▸ Data for processing:
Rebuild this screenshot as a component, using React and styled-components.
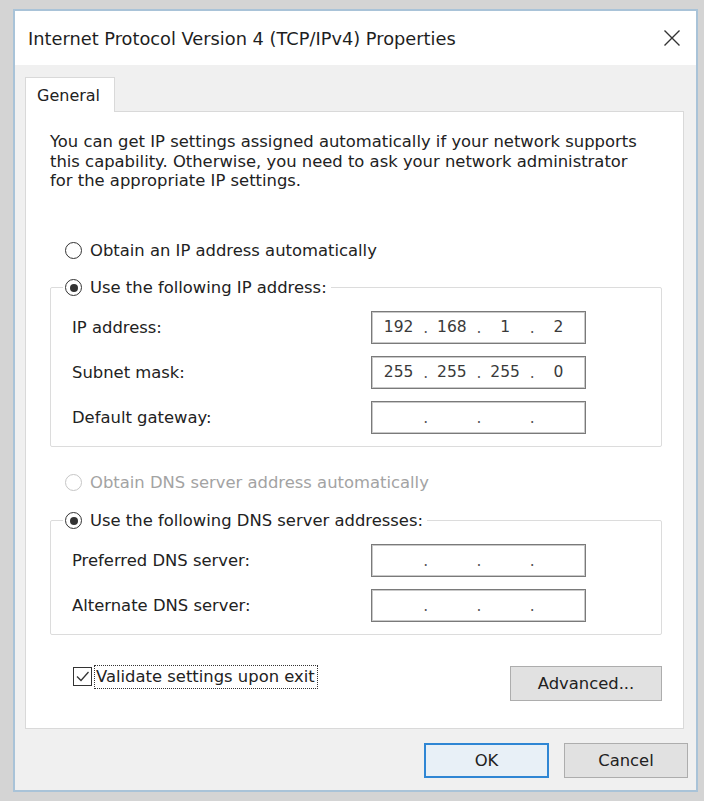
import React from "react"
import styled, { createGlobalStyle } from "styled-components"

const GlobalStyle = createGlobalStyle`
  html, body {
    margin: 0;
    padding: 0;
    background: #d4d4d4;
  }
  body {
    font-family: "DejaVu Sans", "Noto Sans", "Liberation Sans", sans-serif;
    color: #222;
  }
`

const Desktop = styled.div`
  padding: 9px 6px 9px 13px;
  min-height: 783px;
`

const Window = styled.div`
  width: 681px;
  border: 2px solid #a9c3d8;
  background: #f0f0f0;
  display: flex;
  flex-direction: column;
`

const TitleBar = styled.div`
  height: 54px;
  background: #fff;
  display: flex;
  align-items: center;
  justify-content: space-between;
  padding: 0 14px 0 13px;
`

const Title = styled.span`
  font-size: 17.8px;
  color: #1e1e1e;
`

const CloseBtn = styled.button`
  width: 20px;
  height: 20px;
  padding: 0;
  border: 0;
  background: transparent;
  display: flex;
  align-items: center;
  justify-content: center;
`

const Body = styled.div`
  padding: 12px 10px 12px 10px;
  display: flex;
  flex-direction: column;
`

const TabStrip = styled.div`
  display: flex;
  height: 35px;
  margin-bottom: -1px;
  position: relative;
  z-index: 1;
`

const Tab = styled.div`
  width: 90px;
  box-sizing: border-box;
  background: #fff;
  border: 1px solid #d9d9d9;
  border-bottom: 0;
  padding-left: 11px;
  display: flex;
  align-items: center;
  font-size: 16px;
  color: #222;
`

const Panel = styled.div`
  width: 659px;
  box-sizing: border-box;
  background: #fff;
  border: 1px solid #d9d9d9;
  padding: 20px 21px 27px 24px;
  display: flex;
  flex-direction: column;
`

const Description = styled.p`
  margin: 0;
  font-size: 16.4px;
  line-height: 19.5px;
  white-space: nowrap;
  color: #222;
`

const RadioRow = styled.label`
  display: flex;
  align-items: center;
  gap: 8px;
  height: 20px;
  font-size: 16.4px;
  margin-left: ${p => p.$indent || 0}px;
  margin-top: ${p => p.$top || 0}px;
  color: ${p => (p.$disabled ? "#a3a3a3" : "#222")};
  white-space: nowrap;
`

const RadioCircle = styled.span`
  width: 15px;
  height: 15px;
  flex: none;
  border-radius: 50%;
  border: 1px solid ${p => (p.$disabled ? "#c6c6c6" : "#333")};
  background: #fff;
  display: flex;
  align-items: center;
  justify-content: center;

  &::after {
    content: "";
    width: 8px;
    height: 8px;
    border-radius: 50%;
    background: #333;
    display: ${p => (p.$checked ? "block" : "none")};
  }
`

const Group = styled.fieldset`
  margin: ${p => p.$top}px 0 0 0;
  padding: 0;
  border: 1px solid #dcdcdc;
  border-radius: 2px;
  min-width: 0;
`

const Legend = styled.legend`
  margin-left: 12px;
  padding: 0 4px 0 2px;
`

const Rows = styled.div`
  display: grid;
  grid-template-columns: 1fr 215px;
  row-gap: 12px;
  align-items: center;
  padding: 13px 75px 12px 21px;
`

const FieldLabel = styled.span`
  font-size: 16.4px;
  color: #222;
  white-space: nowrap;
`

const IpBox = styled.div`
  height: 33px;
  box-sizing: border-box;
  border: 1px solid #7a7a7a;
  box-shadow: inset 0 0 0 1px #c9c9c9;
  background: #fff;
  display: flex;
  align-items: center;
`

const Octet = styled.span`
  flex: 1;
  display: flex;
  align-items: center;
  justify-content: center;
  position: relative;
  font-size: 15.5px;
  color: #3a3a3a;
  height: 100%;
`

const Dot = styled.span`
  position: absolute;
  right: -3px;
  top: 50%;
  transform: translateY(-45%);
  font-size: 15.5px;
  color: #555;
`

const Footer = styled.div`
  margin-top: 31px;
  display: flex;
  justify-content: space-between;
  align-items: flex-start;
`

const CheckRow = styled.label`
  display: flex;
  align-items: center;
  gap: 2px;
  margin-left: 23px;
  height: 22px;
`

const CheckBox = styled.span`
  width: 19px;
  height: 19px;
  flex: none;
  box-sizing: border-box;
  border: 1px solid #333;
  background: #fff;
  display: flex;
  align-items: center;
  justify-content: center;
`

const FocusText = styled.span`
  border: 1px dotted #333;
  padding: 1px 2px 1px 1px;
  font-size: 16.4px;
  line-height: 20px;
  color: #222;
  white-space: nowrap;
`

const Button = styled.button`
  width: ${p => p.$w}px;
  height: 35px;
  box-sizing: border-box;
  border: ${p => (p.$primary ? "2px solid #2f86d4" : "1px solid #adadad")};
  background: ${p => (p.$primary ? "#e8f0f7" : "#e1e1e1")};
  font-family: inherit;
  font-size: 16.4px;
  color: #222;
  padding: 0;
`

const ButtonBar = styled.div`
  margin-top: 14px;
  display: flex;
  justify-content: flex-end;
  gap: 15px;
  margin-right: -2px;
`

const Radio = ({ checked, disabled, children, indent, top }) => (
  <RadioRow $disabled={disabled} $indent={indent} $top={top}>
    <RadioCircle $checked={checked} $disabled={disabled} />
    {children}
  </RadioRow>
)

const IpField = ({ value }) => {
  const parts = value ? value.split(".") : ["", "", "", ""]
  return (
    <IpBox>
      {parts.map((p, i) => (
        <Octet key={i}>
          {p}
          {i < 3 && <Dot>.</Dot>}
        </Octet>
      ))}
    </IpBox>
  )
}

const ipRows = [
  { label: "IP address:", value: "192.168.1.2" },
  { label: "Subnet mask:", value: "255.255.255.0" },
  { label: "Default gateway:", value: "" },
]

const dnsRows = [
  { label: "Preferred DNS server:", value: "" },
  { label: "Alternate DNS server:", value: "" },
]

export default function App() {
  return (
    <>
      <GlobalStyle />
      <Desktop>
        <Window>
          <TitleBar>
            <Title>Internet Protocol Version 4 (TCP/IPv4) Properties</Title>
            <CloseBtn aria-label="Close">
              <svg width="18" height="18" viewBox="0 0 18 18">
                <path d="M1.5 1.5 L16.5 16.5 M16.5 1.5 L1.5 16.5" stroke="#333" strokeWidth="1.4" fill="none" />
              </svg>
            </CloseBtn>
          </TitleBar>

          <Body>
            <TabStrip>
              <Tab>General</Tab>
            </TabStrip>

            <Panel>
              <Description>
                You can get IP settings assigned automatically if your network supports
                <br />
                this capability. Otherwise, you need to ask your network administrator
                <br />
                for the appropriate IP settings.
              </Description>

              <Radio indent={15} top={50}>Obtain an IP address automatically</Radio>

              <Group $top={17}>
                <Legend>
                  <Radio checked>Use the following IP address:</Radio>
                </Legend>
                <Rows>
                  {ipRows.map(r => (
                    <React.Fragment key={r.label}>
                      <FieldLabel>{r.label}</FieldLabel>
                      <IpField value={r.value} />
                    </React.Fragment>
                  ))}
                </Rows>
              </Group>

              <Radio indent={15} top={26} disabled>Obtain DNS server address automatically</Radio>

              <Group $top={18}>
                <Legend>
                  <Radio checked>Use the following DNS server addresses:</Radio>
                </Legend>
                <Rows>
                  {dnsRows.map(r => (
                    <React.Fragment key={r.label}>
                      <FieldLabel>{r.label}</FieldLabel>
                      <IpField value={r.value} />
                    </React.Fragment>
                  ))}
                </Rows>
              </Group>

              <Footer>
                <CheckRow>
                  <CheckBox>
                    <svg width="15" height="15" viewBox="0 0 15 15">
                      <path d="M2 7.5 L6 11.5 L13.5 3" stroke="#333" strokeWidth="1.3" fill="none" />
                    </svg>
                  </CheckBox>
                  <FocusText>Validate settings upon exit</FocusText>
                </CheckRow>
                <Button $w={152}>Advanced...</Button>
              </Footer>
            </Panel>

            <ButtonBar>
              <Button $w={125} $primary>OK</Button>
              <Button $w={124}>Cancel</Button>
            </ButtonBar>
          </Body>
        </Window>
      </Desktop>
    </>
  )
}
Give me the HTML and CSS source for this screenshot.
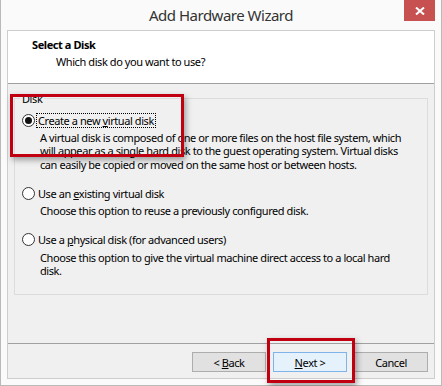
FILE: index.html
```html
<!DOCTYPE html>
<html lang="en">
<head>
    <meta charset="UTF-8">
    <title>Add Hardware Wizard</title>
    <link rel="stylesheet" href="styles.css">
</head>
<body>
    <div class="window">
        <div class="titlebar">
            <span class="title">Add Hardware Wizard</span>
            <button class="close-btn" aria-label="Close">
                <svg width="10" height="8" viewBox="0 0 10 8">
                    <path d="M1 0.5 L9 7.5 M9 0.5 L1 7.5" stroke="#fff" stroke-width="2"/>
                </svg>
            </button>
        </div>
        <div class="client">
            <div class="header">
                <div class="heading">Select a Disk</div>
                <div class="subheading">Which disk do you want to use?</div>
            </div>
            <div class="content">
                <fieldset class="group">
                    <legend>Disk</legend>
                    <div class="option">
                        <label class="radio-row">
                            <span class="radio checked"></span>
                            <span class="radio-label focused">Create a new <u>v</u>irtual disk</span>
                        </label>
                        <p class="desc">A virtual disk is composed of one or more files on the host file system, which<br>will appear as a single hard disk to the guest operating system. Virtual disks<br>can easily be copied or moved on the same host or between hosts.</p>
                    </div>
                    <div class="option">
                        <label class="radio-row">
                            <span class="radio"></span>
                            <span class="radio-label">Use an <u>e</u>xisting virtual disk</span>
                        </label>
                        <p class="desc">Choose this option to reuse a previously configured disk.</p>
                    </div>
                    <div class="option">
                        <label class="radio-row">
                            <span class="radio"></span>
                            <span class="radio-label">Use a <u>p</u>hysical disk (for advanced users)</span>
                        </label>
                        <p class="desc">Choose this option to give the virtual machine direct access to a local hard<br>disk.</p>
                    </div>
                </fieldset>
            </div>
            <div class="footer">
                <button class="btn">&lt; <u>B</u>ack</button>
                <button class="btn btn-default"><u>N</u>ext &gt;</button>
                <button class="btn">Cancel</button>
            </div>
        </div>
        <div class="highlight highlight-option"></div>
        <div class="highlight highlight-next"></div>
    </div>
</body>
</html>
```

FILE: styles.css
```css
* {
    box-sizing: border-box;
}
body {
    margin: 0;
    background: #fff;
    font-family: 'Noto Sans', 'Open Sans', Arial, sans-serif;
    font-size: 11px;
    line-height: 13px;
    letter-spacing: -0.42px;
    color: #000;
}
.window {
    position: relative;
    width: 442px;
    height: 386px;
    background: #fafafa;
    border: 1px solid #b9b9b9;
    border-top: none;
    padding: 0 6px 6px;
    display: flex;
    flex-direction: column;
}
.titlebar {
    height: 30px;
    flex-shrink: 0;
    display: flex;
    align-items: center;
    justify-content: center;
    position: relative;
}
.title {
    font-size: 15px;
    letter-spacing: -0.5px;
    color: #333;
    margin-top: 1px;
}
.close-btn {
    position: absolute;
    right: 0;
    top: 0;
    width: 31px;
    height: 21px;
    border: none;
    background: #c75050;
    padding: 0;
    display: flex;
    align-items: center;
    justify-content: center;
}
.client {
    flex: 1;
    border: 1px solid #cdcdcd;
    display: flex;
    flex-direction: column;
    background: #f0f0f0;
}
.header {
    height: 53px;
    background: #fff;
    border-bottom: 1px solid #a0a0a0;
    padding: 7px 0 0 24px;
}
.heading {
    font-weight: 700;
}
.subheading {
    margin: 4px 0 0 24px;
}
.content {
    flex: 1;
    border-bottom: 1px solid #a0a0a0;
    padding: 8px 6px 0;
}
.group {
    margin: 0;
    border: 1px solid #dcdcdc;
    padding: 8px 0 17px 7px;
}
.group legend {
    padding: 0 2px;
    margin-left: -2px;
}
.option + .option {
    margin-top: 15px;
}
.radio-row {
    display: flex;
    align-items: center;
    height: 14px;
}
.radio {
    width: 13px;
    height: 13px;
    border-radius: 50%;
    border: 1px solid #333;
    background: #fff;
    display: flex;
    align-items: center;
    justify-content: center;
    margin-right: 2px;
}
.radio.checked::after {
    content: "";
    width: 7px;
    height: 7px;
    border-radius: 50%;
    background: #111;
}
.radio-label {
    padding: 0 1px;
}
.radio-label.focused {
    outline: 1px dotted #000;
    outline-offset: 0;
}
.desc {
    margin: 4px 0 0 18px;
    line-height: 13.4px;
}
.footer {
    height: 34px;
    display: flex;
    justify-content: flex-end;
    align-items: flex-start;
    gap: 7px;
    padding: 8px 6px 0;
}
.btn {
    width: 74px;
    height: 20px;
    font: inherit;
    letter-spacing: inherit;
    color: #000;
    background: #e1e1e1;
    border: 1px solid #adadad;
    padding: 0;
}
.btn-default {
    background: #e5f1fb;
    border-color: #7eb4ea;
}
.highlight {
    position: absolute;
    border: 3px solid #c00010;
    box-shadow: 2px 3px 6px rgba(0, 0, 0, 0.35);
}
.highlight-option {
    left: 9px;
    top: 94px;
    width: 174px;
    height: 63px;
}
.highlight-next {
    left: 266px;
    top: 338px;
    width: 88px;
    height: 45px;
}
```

▸ Requirements:
Only the number is wanted: how many lines in the data include the string "screenshot"?

▸ Reply:
2